** begin Entries **

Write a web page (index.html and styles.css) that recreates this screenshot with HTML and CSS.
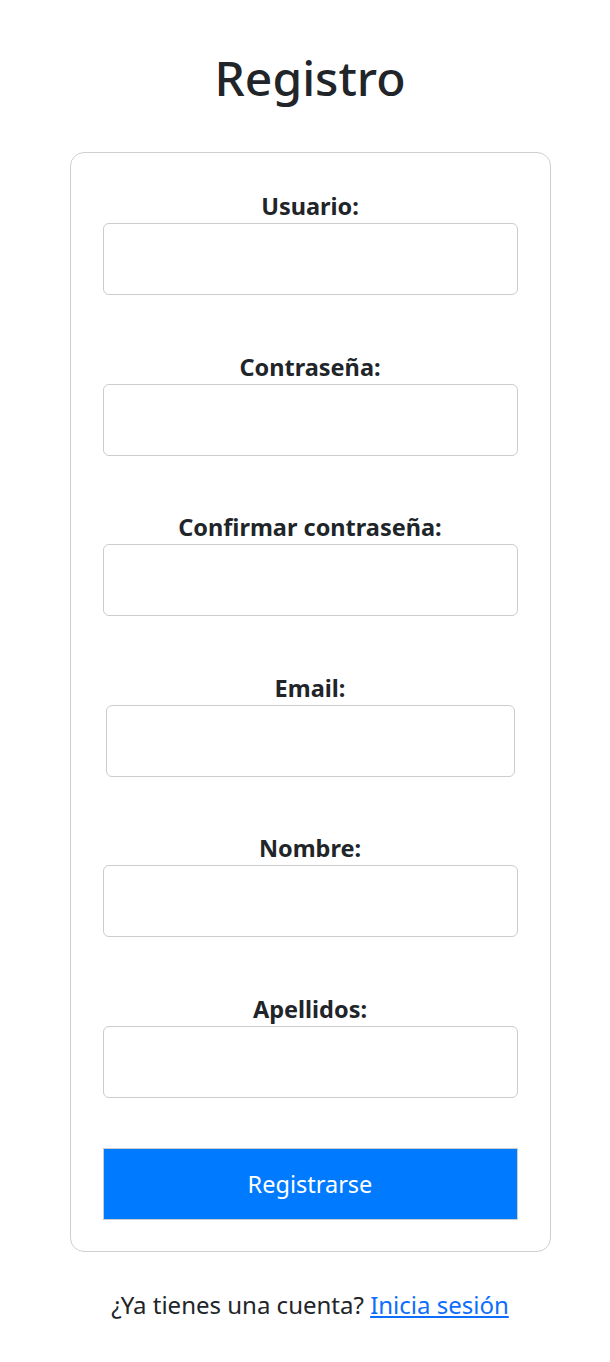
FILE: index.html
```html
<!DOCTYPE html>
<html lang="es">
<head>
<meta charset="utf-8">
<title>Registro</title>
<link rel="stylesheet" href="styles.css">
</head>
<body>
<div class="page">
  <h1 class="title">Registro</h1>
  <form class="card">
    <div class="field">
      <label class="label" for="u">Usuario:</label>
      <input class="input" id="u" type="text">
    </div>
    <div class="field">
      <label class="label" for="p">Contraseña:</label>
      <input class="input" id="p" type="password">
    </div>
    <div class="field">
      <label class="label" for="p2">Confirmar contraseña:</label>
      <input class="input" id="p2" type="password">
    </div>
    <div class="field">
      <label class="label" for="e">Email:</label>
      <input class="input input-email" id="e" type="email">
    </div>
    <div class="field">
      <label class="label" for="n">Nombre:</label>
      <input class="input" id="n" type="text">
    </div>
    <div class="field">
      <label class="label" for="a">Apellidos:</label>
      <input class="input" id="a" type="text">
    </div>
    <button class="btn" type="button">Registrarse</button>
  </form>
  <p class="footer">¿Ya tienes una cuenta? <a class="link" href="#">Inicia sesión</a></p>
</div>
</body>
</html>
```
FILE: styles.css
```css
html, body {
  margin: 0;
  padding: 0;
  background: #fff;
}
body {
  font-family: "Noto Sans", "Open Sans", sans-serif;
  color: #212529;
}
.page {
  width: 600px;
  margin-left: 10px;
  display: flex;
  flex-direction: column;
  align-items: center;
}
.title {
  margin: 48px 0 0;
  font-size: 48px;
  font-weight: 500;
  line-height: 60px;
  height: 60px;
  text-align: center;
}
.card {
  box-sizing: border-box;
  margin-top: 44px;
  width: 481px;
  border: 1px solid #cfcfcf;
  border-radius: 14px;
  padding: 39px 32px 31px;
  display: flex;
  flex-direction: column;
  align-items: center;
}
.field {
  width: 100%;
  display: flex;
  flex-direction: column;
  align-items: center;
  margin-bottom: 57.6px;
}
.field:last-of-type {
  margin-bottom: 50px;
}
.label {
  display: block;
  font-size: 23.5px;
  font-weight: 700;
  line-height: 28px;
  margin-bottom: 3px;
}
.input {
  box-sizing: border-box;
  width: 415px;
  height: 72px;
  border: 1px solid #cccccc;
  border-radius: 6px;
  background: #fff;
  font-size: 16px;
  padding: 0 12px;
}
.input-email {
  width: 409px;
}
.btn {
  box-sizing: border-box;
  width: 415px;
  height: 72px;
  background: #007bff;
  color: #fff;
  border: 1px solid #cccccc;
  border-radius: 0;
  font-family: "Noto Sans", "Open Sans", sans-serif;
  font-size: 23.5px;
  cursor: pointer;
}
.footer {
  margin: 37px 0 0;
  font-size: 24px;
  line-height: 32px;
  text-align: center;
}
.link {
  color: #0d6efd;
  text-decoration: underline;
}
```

** end Entries **
** begin Entries **

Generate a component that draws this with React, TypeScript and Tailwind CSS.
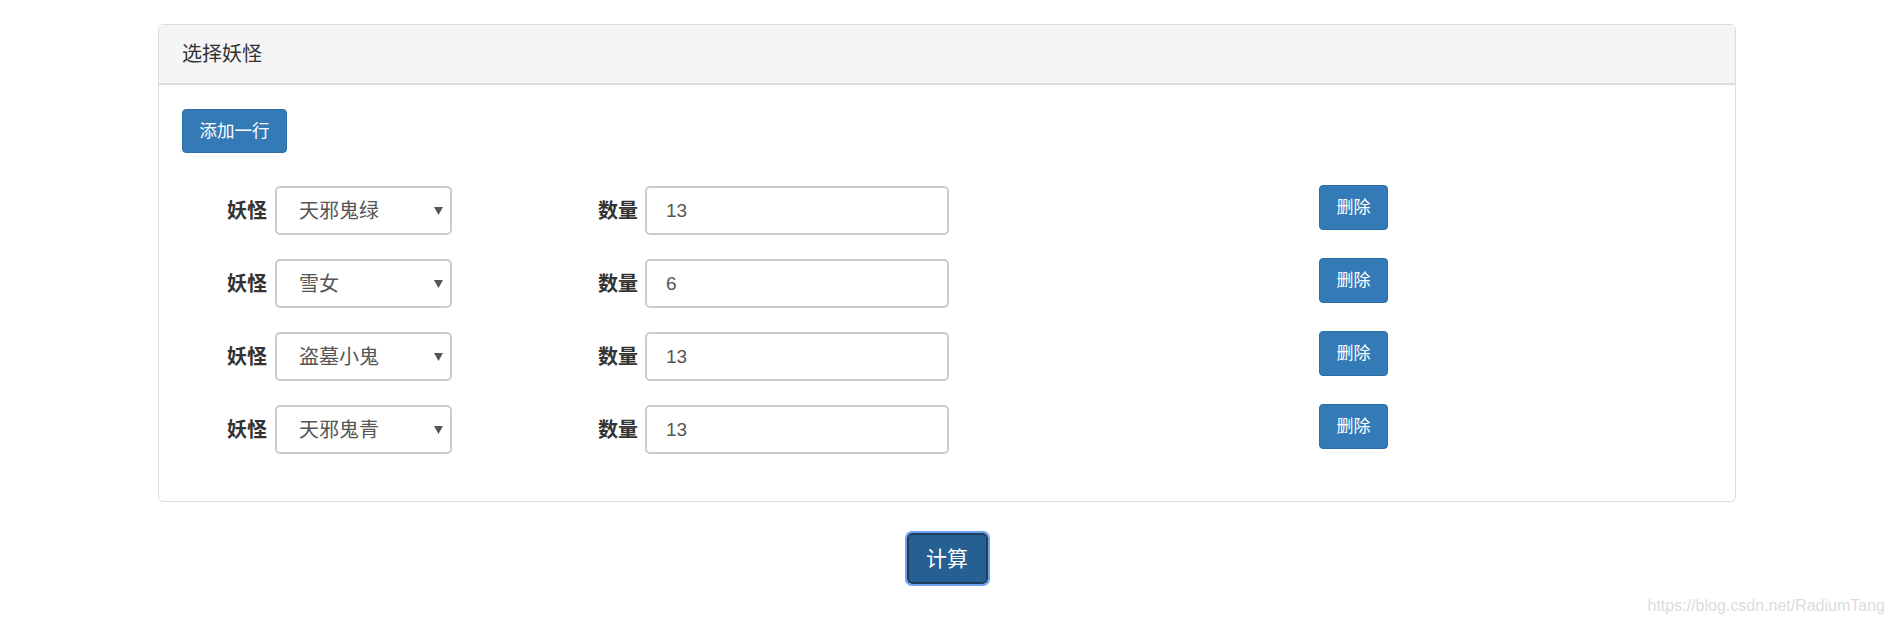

** end Entries **
** begin Entries **

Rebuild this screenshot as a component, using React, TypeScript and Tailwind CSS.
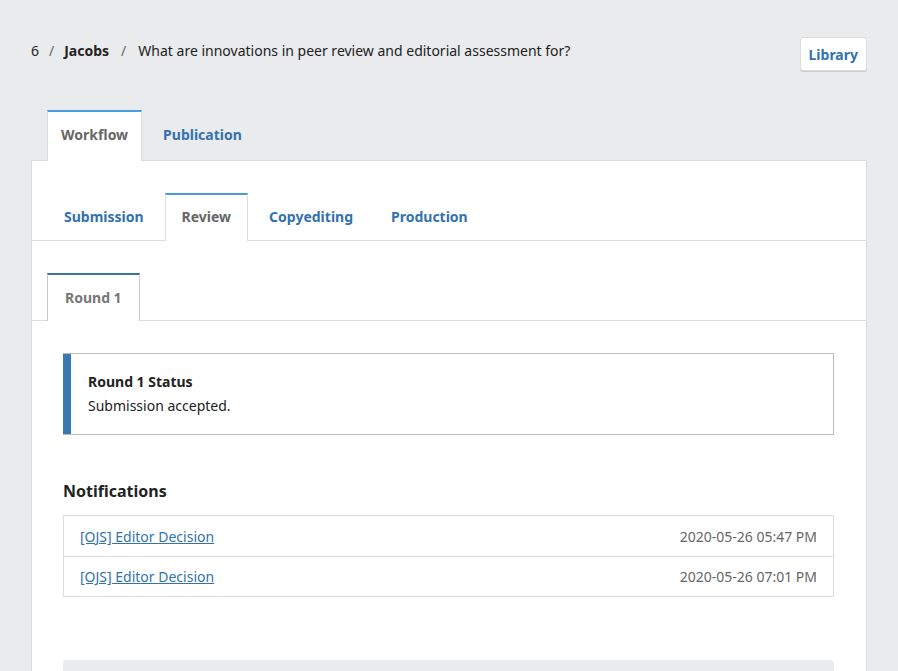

** end Entries **

**Exercise goal**
Scan the listing above for the word "Tailwind" and show each line where it is found.

**Answer to the task**
Generate a component that draws this with React, TypeScript and Tailwind CSS.
Rebuild this screenshot as a component, using React, TypeScript and Tailwind CSS.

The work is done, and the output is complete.